— START Data block —

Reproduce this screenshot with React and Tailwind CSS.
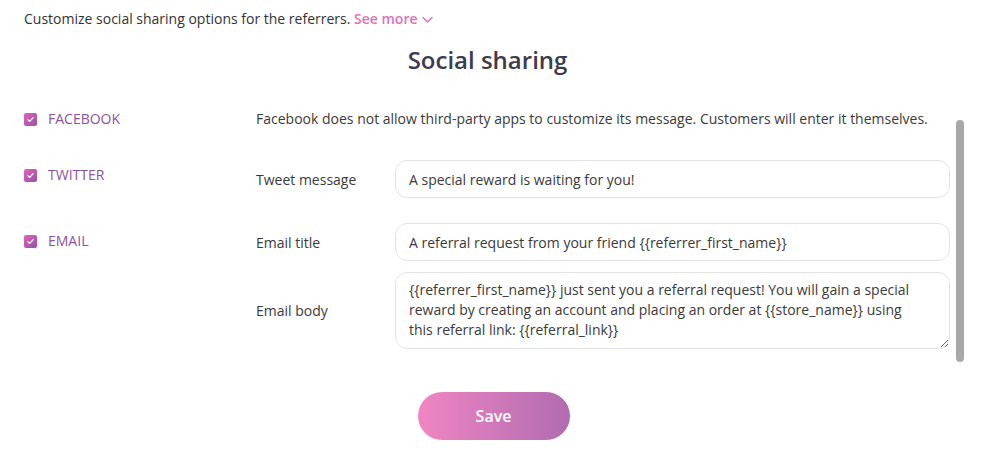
import React from 'react';

function Check() {
    return (
        <span className="flex h-[13px] w-[13px] items-center justify-center rounded-[2px] bg-gradient-to-br from-[#e064b8] to-[#9a4fa8]">
            <svg width="9" height="9" viewBox="0 0 10 10" fill="none">
                <path d="M2 5.2 4.1 7.2 8 2.8" stroke="white" strokeWidth="1.3" strokeLinecap="round" strokeLinejoin="round" />
            </svg>
        </span>
    );
}

function Channel({ label }) {
    return (
        <div className="flex items-center gap-[11px] pl-6">
            <Check />
            <span className="text-[14px] leading-[18px] text-[#8c52a0]">{label}</span>
        </div>
    );
}

const inputClass =
    'w-full rounded-xl border border-[#e3e3e3] bg-white px-[13px] text-[14px] text-[#3a3a3a] outline-none';

export default function App() {
    return (
        <div className="h-[453px] w-[987px] overflow-hidden bg-white font-['Open_Sans',sans-serif] text-[#333]">
            <p className="pl-6 pt-[10px] text-[14px] leading-[18px] text-[#333]">
                Customize social sharing options for the referrers.{' '}
                <span className="font-semibold text-[#e070b8]">See more</span>
                <svg className="ml-1 inline-block align-middle" width="11" height="8" viewBox="0 0 11 8" fill="none">
                    <path d="M1 1.5 5.5 6 10 1.5" stroke="#e070b8" strokeWidth="1.4" strokeLinecap="round" strokeLinejoin="round" />
                </svg>
            </p>

            <h2 className="mt-[17px] pr-3 text-center text-[24px] font-semibold leading-[30px] text-[#3c3c4c]">Social sharing</h2>

            <div className="mt-[21px] flex">
                <div className="flex-1 pt-[14px]">
                    {/* facebook */}
                    <div className="grid grid-cols-[256px_1fr]">
                        <Channel label="FACEBOOK" />
                        <p className="text-[14px] leading-[18px] text-[#3a3a3a]">
                            Facebook does not allow third-party apps to customize its message. Customers will enter it themselves.
                        </p>
                    </div>

                    {/* twitter */}
                    <div className="mt-[32px] grid grid-cols-[256px_139px_1fr]">
                        <div className="pt-[6px]">
                            <Channel label="TWITTER" />
                        </div>
                        <span className="self-center text-[14px] text-[#3a3a3a]">Tweet message</span>
                        <input className={`${inputClass} h-[38px]`} defaultValue="A special reward is waiting for you!" />
                    </div>

                    {/* email */}
                    <div className="mt-[25px] grid grid-cols-[256px_139px_1fr] gap-y-[11px]">
                        <div className="pt-[9px]">
                            <Channel label="EMAIL" />
                        </div>
                        <span className="self-center text-[14px] text-[#3a3a3a]">Email title</span>
                        <input
                            className={`${inputClass} h-[38px]`}
                            defaultValue="A referral request from your friend {{referrer_first_name}}"
                        />
                        <div />
                        <span className="self-center text-[14px] text-[#3a3a3a]">Email body</span>
                        <textarea
                            className={`${inputClass} block h-[77px] resize-y py-[7px] pr-[34px] leading-[20px]`}
                            defaultValue="{{referrer_first_name}} just sent you a referral request! You will gain a special reward by creating an account and placing an order at {{store_name}} using this referral link: {{referral_link}}"
                        />
                    </div>
                </div>

                {/* scrollbar */}
                <div className="ml-[6px] mr-[23px] mt-[24px] h-[242px] w-[8px] rounded-full bg-[#a8a8a8]" />
            </div>

            <div className="mt-[30px] flex justify-center">
                <button className="h-[48px] w-[152px] rounded-full bg-gradient-to-r from-[#f185c3] to-[#b06cb0] text-[16px] font-semibold text-white">
                    Save
                </button>
            </div>
        </div>
    );
}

— END Data block —

◆ **To be done**
Without the pictures, repeat the listing above exactly.

◆ **Response**
Reproduce this screenshot with React and Tailwind CSS.
import React from 'react';

function Check() {
    return (
        <span className="flex h-[13px] w-[13px] items-center justify-center rounded-[2px] bg-gradient-to-br from-[#e064b8] to-[#9a4fa8]">
            <svg width="9" height="9" viewBox="0 0 10 10" fill="none">
                <path d="M2 5.2 4.1 7.2 8 2.8" stroke="white" strokeWidth="1.3" strokeLinecap="round" strokeLinejoin="round" />
            </svg>
        </span>
    );
}

function Channel({ label }) {
    return (
        <div className="flex items-center gap-[11px] pl-6">
            <Check />
            <span className="text-[14px] leading-[18px] text-[#8c52a0]">{label}</span>
        </div>
    );
}

const inputClass =
    'w-full rounded-xl border border-[#e3e3e3] bg-white px-[13px] text-[14px] text-[#3a3a3a] outline-none';

export default function App() {
    return (
        <div className="h-[453px] w-[987px] overflow-hidden bg-white font-['Open_Sans',sans-serif] text-[#333]">
            <p className="pl-6 pt-[10px] text-[14px] leading-[18px] text-[#333]">
                Customize social sharing options for the referrers.{' '}
                <span className="font-semibold text-[#e070b8]">See more</span>
                <svg className="ml-1 inline-block align-middle" width="11" height="8" viewBox="0 0 11 8" fill="none">
                    <path d="M1 1.5 5.5 6 10 1.5" stroke="#e070b8" strokeWidth="1.4" strokeLinecap="round" strokeLinejoin="round" />
                </svg>
            </p>

            <h2 className="mt-[17px] pr-3 text-center text-[24px] font-semibold leading-[30px] text-[#3c3c4c]">Social sharing</h2>

            <div className="mt-[21px] flex">
                <div className="flex-1 pt-[14px]">
                    {/* facebook */}
                    <div className="grid grid-cols-[256px_1fr]">
                        <Channel label="FACEBOOK" />
                        <p className="text-[14px] leading-[18px] text-[#3a3a3a]">
                            Facebook does not allow third-party apps to customize its message. Customers will enter it themselves.
                        </p>
                    </div>

                    {/* twitter */}
                    <div className="mt-[32px] grid grid-cols-[256px_139px_1fr]">
                        <div className="pt-[6px]">
                            <Channel label="TWITTER" />
                        </div>
                        <span className="self-center text-[14px] text-[#3a3a3a]">Tweet message</span>
                        <input className={`${inputClass} h-[38px]`} defaultValue="A special reward is waiting for you!" />
                    </div>

                    {/* email */}
                    <div className="mt-[25px] grid grid-cols-[256px_139px_1fr] gap-y-[11px]">
                        <div className="pt-[9px]">
                            <Channel label="EMAIL" />
                        </div>
                        <span className="self-center text-[14px] text-[#3a3a3a]">Email title</span>
                        <input
                            className={`${inputClass} h-[38px]`}
                            defaultValue="A referral request from your friend {{referrer_first_name}}"
                        />
                        <div />
                        <span className="self-center text-[14px] text-[#3a3a3a]">Email body</span>
                        <textarea
                            className={`${inputClass} block h-[77px] resize-y py-[7px] pr-[34px] leading-[20px]`}
                            defaultValue="{{referrer_first_name}} just sent you a referral request! You will gain a special reward by creating an account and placing an order at {{store_name}} using this referral link: {{referral_link}}"
                        />
                    </div>
                </div>

                {/* scrollbar */}
                <div className="ml-[6px] mr-[23px] mt-[24px] h-[242px] w-[8px] rounded-full bg-[#a8a8a8]" />
            </div>

            <div className="mt-[30px] flex justify-center">
                <button className="h-[48px] w-[152px] rounded-full bg-gradient-to-r from-[#f185c3] to-[#b06cb0] text-[16px] font-semibold text-white">
                    Save
                </button>
            </div>
        </div>
    );
}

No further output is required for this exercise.